Dans ce vaste entrepôt, des dizaines de milliers de fourrures d’animaux sauvages, – lynx, renards, loups, ours noirs, etc. -, sont attachées en lots et suspendues à des portants, triées par grandeur, couleur et qualité.

Catalogue et crayon à la main, le courtier Michel Roberge devient les yeux et les mains de ses clients étrangers pour qui il inspecte avec minutie chaque peau avant l’ouverture des enchères en ligne.

« Vu que c’est un marché de luxe, naturellement on est touchés en premier » en cas de crise. « Le monde peut survivre sans un morceau de fourrure », explique Michel Roberge, marchand montréalais.

 Demande asiatique

« L’industrie de la fourrure est ancienne, elle a connu des hauts et des bas à de nombreuses reprises au cours des 400 dernières années », rappelle Mark Downey, le PDG de la FHA.

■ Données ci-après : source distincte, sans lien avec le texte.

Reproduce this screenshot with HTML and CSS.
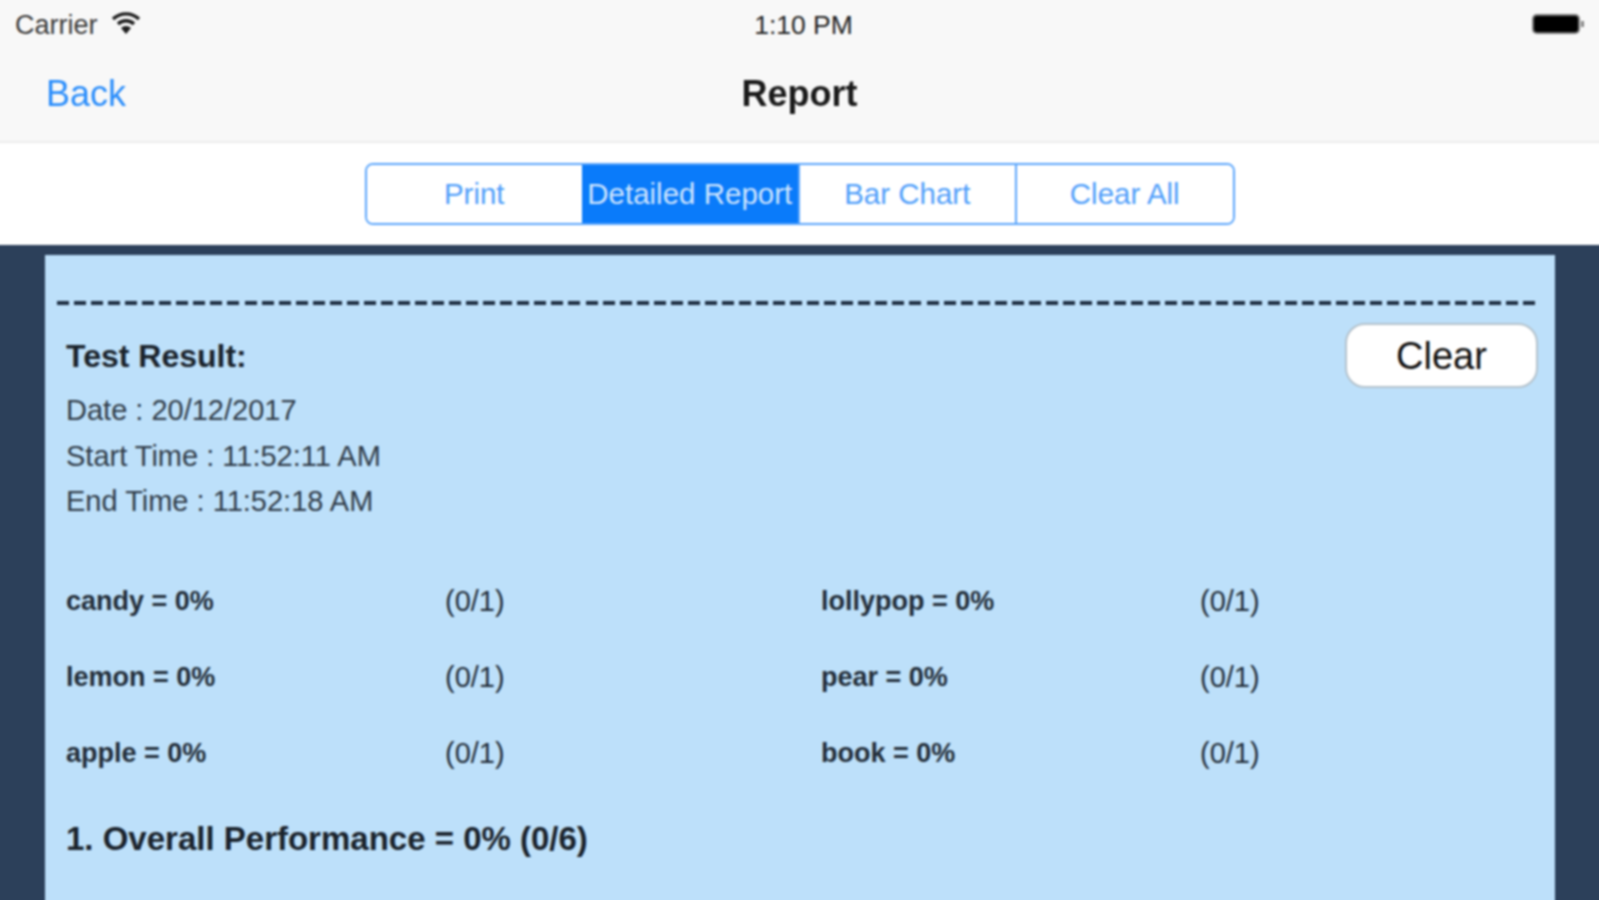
FILE: index.html
```html
<!DOCTYPE html>
<html>
  <head>
    <title>Report</title>
    <link rel="stylesheet" href="styles.css">
  </head>
  <body>
    <div class="app">
      <header class="top-bar">
        <div class="status-bar">
          <div class="status-left">
            <span class="carrier">Carrier</span>
            <svg class="wifi" width="32" height="24" viewBox="0 0 32 24">
              <path d="M16 23l-5-6a7 7 0 0 1 10 0z" fill="#1c1c1c"/>
              <path d="M8 13a11.5 11.5 0 0 1 16 0" fill="none" stroke="#1c1c1c" stroke-width="3.4"/>
              <path d="M3 8a19 19 0 0 1 26 0" fill="none" stroke="#1c1c1c" stroke-width="3.4"/>
            </svg>
          </div>
          <span class="clock">1:10 PM</span>
          <div class="battery">
            <div class="battery-body"></div>
            <div class="battery-tip"></div>
          </div>
        </div>
        <div class="nav-bar">
          <a class="back-link">Back</a>
          <h1 class="nav-title">Report</h1>
        </div>
      </header>

      <div class="toolbar">
        <div class="segmented">
          <button class="segment">Print</button>
          <button class="segment segment-active">Detailed Report</button>
          <button class="segment">Bar Chart</button>
          <button class="segment">Clear All</button>
        </div>
      </div>

      <main class="content">
        <section class="report-panel">
          <div class="dashed-line"></div>
          <div class="report-head">
            <div class="report-info">
              <h2 class="report-title">Test Result:</h2>
              <p class="info-line">Date : 20/12/2017</p>
              <p class="info-line">Start Time : 11:52:11 AM</p>
              <p class="info-line">End Time : 11:52:18 AM</p>
            </div>
            <button class="clear-button">Clear</button>
          </div>

          <div class="score-grid">
            <span class="score-name">candy = 0%</span>
            <span class="score-count">(0/1)</span>
            <span class="score-name">lollypop = 0%</span>
            <span class="score-count">(0/1)</span>
            <span class="score-name">lemon = 0%</span>
            <span class="score-count">(0/1)</span>
            <span class="score-name">pear = 0%</span>
            <span class="score-count">(0/1)</span>
            <span class="score-name">apple = 0%</span>
            <span class="score-count">(0/1)</span>
            <span class="score-name">book = 0%</span>
            <span class="score-count">(0/1)</span>
          </div>

          <p class="overall">1. Overall Performance = 0% (0/6)</p>
        </section>
      </main>
    </div>
  </body>
</html>
```

FILE: styles.css
```css
html,
body {
  height: 100%;
  margin: 0;
  overflow: hidden;
}

body {
  font-family: "Liberation Sans", Arial, sans-serif;
  color: #1f2933;
  background-color: #2c405a;
}

/* the whole shot is a soft upscale, bars run 10px past the window so the blur has no edge */
.app {
  display: flex;
  flex-direction: column;
  width: 1619px;
  height: 920px;
  margin: -10px 0 0 -10px;
  filter: blur(1.1px);
}

.top-bar {
  height: 141px;
  padding: 10px 10px 0;
  background-color: #f8f8f8;
  border-bottom: 2px solid #ececec;
}

.status-bar {
  display: grid;
  grid-template-columns: 1fr auto 1fr;
  align-items: center;
  height: 50px;
  padding: 0 15px;
}

.status-left {
  display: flex;
  align-items: center;
  gap: 12px;
}

.carrier {
  font-size: 27px;
  color: #3a3a3a;
}

.wifi {
  margin-top: -4px;
}

.clock {
  margin-left: 8px;
  font-size: 26.5px;
  color: #222;
}

.battery {
  display: flex;
  align-items: center;
  justify-content: flex-end;
  margin-top: -3px;
}

.battery-body {
  width: 44px;
  height: 16px;
  border-radius: 3px;
  background-color: #000;
  box-shadow: 0 0 0 2px #777;
}

.battery-tip {
  width: 3px;
  height: 6px;
  margin-left: 3px;
  background-color: #888;
}

.nav-bar {
  display: flex;
  align-items: center;
  justify-content: center;
  position: relative;
  height: 88px;
}

.back-link {
  position: absolute;
  left: 46px;
  font-size: 36px;
  color: #2a8dfb;
}

.nav-title {
  margin: 0;
  font-size: 36px;
  font-weight: 700;
  color: #1a1a1a;
}

.toolbar {
  display: flex;
  align-items: center;
  justify-content: center;
  height: 102px;
  background-color: #fff;
}

.segmented {
  display: flex;
  width: 870px;
  height: 62px;
  box-sizing: border-box;
  border: 2px solid #5aa5fb;
  border-radius: 8px;
  overflow: hidden;
}

.segment {
  flex: 1;
  padding: 0;
  border: none;
  border-right: 2px solid #5aa5fb;
  background-color: #fff;
  color: #4f9efa;
  font-family: inherit;
  font-size: 29.5px;
  white-space: nowrap;
}

.segment:last-child {
  border-right: none;
}

.segment-active {
  margin-left: -2px;
  background-color: #0a7bfa;
  color: #cfe5fe;
}

.content {
  flex: 1;
  padding: 10px 54px 0 55px;
}

.report-panel {
  box-sizing: border-box;
  height: 100%;
  padding: 46px 17px 0 12px;
  background-color: #bde0fa;
}

.dashed-line {
  height: 4px;
  margin-right: 3px;
  background-image: repeating-linear-gradient(to right, #1f2f43 0, #1f2f43 12px, transparent 12px, transparent 17.05px);
}

.report-head {
  display: flex;
  align-items: flex-start;
  justify-content: space-between;
  padding: 18px 0 0 9px;
}

.report-title {
  margin: 15px 0 14px;
  font-size: 32px;
  line-height: 36px;
  font-weight: 700;
  color: #1a232c;
}

.info-line {
  margin: 0;
  font-size: 29px;
  line-height: 45.5px;
  color: #303c49;
}

.clear-button {
  width: 193px;
  height: 65px;
  padding: 2px 0 0;
  border: 2px solid #b4c2cc;
  border-radius: 20px;
  background-color: #fff;
  color: #111;
  font-family: inherit;
  font-size: 38px;
}

.score-grid {
  display: grid;
  grid-template-columns: 379px 376px 379px 1fr;
  grid-auto-rows: 76px;
  align-items: center;
  margin-top: 39px;
  padding-left: 9px;
}

.score-name {
  font-size: 27px;
  font-weight: 700;
  color: #232e3a;
}

.score-count {
  font-size: 29px;
  color: #232e3a;
}

.overall {
  margin: 27px 0 0 9px;
  font-size: 33px;
  line-height: 40px;
  font-weight: 700;
  color: #1a232c;
}
```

Ces dernières années en Europe et en Amérique du Nord, la pression croissante d’associations de protection des animaux et des consommateurs a poussé de nombreuses grandes marques de luxe, comme Dolce & Gabanna, Burberry ou Chanel, à renoncer à l’usage de la fourrure.

« Le départ de Canada Goose a été sans aucun doute un point noir pour l’industrie », regrette M. Downey, convaincu toutefois que d’autres fabricants vont combler « le vide » laissé par le géant canadien.

D’ici-là, le secteur va devoir surmonter l’absence de deux marchés importants: l’Ukraine et la Russie, deuxième plus gros client, actuellement visé par les sanctions économiques du Canada… avec un risque d’effet domino.

« La guerre de la Russie en Ukraine est un handicap énorme parce que nos gros acheteurs de Grèce, Italie, Turquie, vendent vers ces deux pays », regrette M. Downey. Mais, assure-t-il, « ça va reprendre car la demande est énorme » notamment en Asie.